>> BEGIN Given information
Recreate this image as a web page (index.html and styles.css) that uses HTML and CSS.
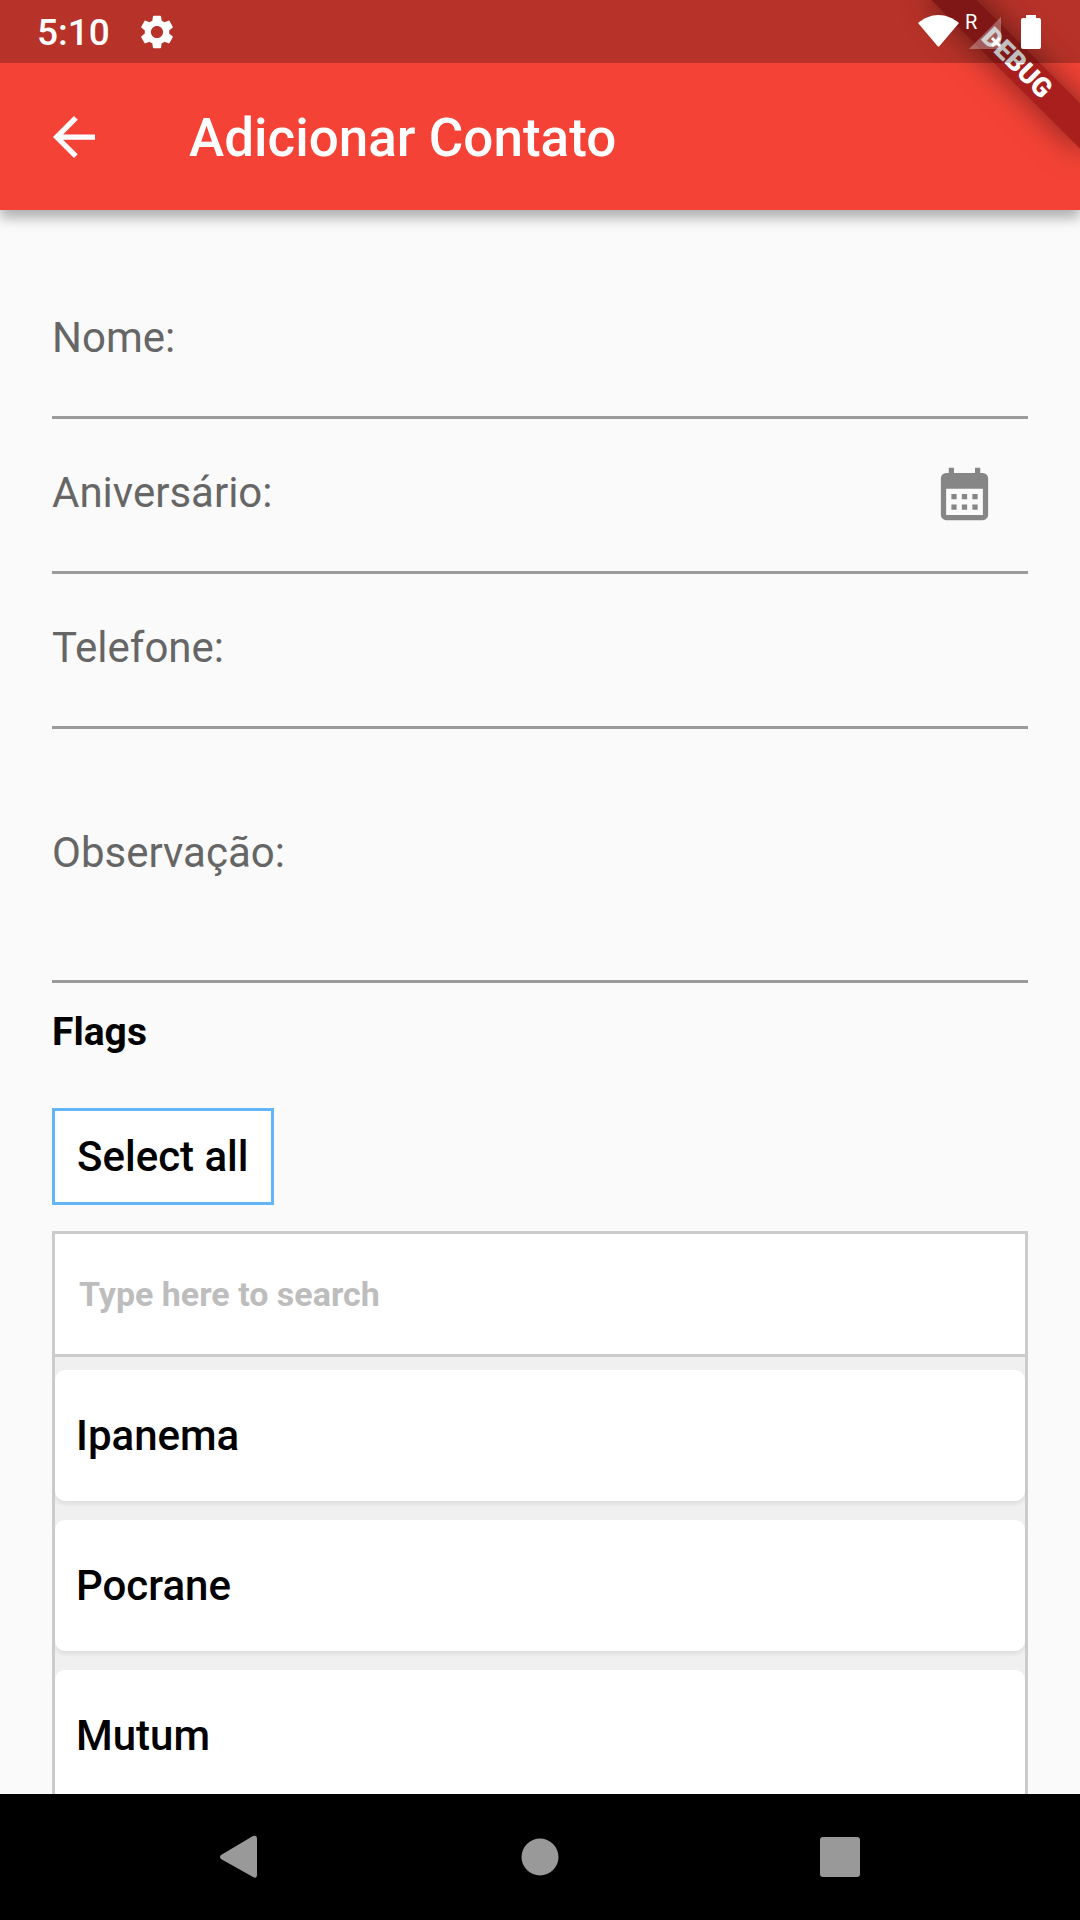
FILE: index.html
```html
<!DOCTYPE html>
<html lang="pt-BR">
<head>
  <meta charset="UTF-8" />
  <meta name="viewport" content="width=device-width, initial-scale=1.0"/>
  <title>Adicionar Contato</title>
  <link rel="stylesheet" href="styles.css">
</head>
<body>

  <header class="header">
    <div class="status-bar">
      <span class="clock">5:10</span>
      <svg class="gear" viewBox="2 2 20 20"><path d="M19.14 12.94c.04-.3.06-.61.06-.94 0-.32-.02-.64-.07-.94l2.03-1.58c.18-.14.23-.41.12-.61l-1.92-3.32c-.12-.22-.37-.29-.59-.22l-2.39.96c-.5-.38-1.03-.7-1.62-.94l-.36-2.54c-.04-.24-.24-.41-.48-.41h-3.84c-.24 0-.43.17-.47.41l-.36 2.54c-.59.24-1.13.57-1.62.94l-2.39-.96c-.22-.08-.47 0-.59.22L2.74 8.87c-.12.21-.08.47.12.61l2.03 1.58c-.05.3-.09.63-.09.94s.02.64.07.94l-2.03 1.58c-.18.14-.23.41-.12.61l1.92 3.32c.12.22.37.29.59.22l2.39-.96c.5.38 1.03.7 1.62.94l.36 2.54c.05.24.24.41.48.41h3.84c.24 0 .44-.17.47-.41l.36-2.54c.59-.24 1.13-.56 1.62-.94l2.39.96c.22.08.47 0 .59-.22l1.92-3.32c.12-.22.07-.47-.12-.61l-2.01-1.58zM12 15.6c-1.98 0-3.6-1.62-3.6-3.6s1.62-3.6 3.6-3.6 3.6 1.62 3.6 3.6-1.62 3.6-3.6 3.6z"/></svg>
      <div class="status-icons">
        <svg class="wifi" viewBox="0 0 41 32"><path d="M0 8C6 3 13 0 20.500 0S35 3 41 8L21.500 31Q20.500 32 19.500 31Z"/></svg>
        <span class="roaming">R</span>
        <svg class="signal" viewBox="0 0 32 32">
          <path fill-opacity="0.3" d="M32 0V32H0Z"/>
          <path stroke="white" stroke-width="3" d="M23 21L31 29M31 21L23 29"/>
        </svg>
        <svg class="battery" viewBox="0 0 20 34"><path d="M5 0H15V3H18Q20 3 20 5V32Q20 34 18 34H2Q0 34 0 32V5Q0 3 2 3H5Z"/></svg>
      </div>
    </div>
    <div class="app-bar">
      <button class="back" aria-label="Voltar">
        <svg viewBox="4 4 16 16"><path d="M20 11H7.830l5.590-5.590L12 4l-8 8 8 8 1.410-1.410L7.830 13H20v-2z"/></svg>
      </button>
      <h1 class="title">Adicionar Contato</h1>
    </div>
    <div class="debug">DEBUG</div>
  </header>

  <main class="content">
    <div class="field">
      <label for="nome">Nome:</label>
      <input type="text" id="nome">
    </div>
    <div class="field">
      <label for="aniversario">Aniversário:</label>
      <input type="text" id="aniversario">
      <button class="calendar" aria-label="Escolher data">
        <svg viewBox="0 0 24 24"><path fill-rule="evenodd" d="M6 1H8V3H16V1H18V3H19A2 2 0 0 1 21 5V19A2 2 0 0 1 19 21H5A2 2 0 0 1 3 19V5A2 2 0 0 1 5 3H6ZM5 9V19H19V9ZM7 11H9V13H7ZM11 11H13V13H11ZM15 11H17V13H15ZM7 15H9V17H7ZM11 15H13V17H11ZM15 15H17V17H15Z"/></svg>
      </button>
    </div>
    <div class="field">
      <label for="telefone">Telefone:</label>
      <input type="tel" id="telefone">
    </div>
    <div class="field tall">
      <label for="observacao">Observação:</label>
      <input type="text" id="observacao">
    </div>

    <h2 class="flags">Flags</h2>
    <button class="select-all">Select all</button>

    <div class="picker">
      <input class="search" type="text" placeholder="Type here to search" aria-label="Type here to search">
      <div class="options">
        <button class="option">Ipanema</button>
        <button class="option">Pocrane</button>
        <button class="option">Mutum</button>
      </div>
    </div>
  </main>

  <nav class="nav-bar">
    <button aria-label="Back"><svg viewBox="0 0 42 42"><path d="M34 0Q38 -1 38 3V39Q38 43 34 41L2 23Q0 21 2 19Z"/></svg></button>
    <button aria-label="Home"><svg viewBox="0 0 42 42"><circle cx="21" cy="21" r="18.500"/></svg></button>
    <button aria-label="Recents"><svg viewBox="0 0 42 42"><rect x="1" y="1" width="40" height="40" rx="3"/></svg></button>
  </nav>

</body>
</html>
```
FILE: styles.css
```css
* {
  box-sizing: border-box;
}

body {
  margin: 0;
  height: 100vh;
  display: flex;
  flex-direction: column;
  overflow: hidden;
  background: #fafafa;
  font-family: Roboto, sans-serif;
  font-size: 42px;
  line-height: 49px;
}

button,
input {
  margin: 0;
  padding: 0;
  border: none;
  background: none;
  font: inherit;
}

button {
  cursor: pointer;
}

svg {
  display: block;
  overflow: visible;
}

.header {
  position: relative;
  flex-shrink: 0;
  background: #f44336;
  color: white;
  box-shadow: 0 8px 12px rgba(0, 0, 0, 0.3);
}

/* the status bar tints whatever is under it, the ribbon included */
.status-bar {
  position: relative;
  z-index: 2;
  display: flex;
  align-items: center;
  height: 63px;
  padding: 0 39px 0 37px;
  background: rgba(0, 0, 0, 0.25);
}

.status-bar svg {
  fill: white;
}

.clock {
  padding-top: 2px;
  font-size: 37px;
  font-weight: 500;
  line-height: 43px;
}

.gear {
  width: 34px;
  height: 34px;
  margin-left: 30px;
}

.status-icons {
  display: flex;
  margin-left: auto;
}

.wifi {
  width: 41px;
  height: 32px;
}

.roaming {
  width: 10px;
  margin-left: 6px;
  font-size: 20px;
  line-height: 14px;
}

.signal {
  width: 32px;
  height: 32px;
  margin: 2px 20px 0 -6px;
}

.battery {
  width: 20px;
  height: 34px;
}

.app-bar {
  display: flex;
  align-items: center;
  height: 147px;
  padding: 0 53px;
}

.back svg {
  width: 42px;
  height: 42px;
  fill: white;
}

.title {
  margin: 0 0 0 94px;
  padding-top: 2px;
  font-size: 53px;
  font-weight: 500;
  line-height: 62px;
}

.debug {
  position: absolute;
  z-index: 1;
  top: 47px;
  right: -42px;
  width: 210px;
  transform: rotate(45deg);
  background: rgba(147, 22, 22, 0.78);
  box-shadow: 0 0 32px rgba(0, 0, 0, 0.5);
  font-size: 27px;
  font-weight: 900;
  line-height: 32px;
  text-align: center;
}

.content {
  flex: 1;
  min-height: 0;
  overflow: hidden;
  padding: 54px 52px 0;
}

.field {
  display: flex;
  align-items: center;
  height: 155px;
  border-bottom: 3px solid #9b9b9b;
  color: #666;
}

.field label {
  padding-bottom: 5px;
}

.field input {
  flex: 1;
  min-width: 0;
  height: 100%;
  outline: none;
}

.tall {
  height: 254px;
}

.calendar {
  padding: 3px 32px 0;
}

.calendar svg {
  width: 63px;
  height: 63px;
  fill: #868686;
}

.flags {
  margin: 25px 0 52px;
  font-size: 39px;
  font-weight: 700;
  line-height: 48px;
}

.select-all {
  padding: 21px 22px;
  border: 3px solid #64b5f6;
  background: white;
  font-weight: 500;
}

.picker {
  margin-top: 26px;
  border: 3px solid #ccc;
  background: #f0f0f0;
}

.search {
  display: block;
  width: 100%;
  height: 123px;
  padding: 0 24px;
  border-bottom: 3px solid #ccc;
  background: white;
  font-size: 34px;
  font-weight: 700;
  outline: none;
}

.search::placeholder {
  color: #bdbdbd;
}

.options {
  display: flex;
  flex-direction: column;
  gap: 19px;
  padding: 13px 0;
}

.option {
  padding: 41px 21px;
  border-radius: 10px;
  background: white;
  box-shadow: 0 4px 3px rgba(0, 0, 0, 0.06);
  font-weight: 500;
  text-align: left;
}

.nav-bar {
  display: flex;
  justify-content: space-between;
  align-items: center;
  flex-shrink: 0;
  height: 126px;
  padding: 0 219px;
  background: black;
}

.nav-bar svg {
  width: 42px;
  height: 42px;
  fill: #999;
}
```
>> END Given information
Exercise brief:
Go through the data above and find the lines with the word "styles". Copy each of those lines.

Written reply:
Recreate this image as a web page (index.html and styles.css) that uses HTML and CSS.
  <link rel="stylesheet" href="styles.css">
FILE: styles.css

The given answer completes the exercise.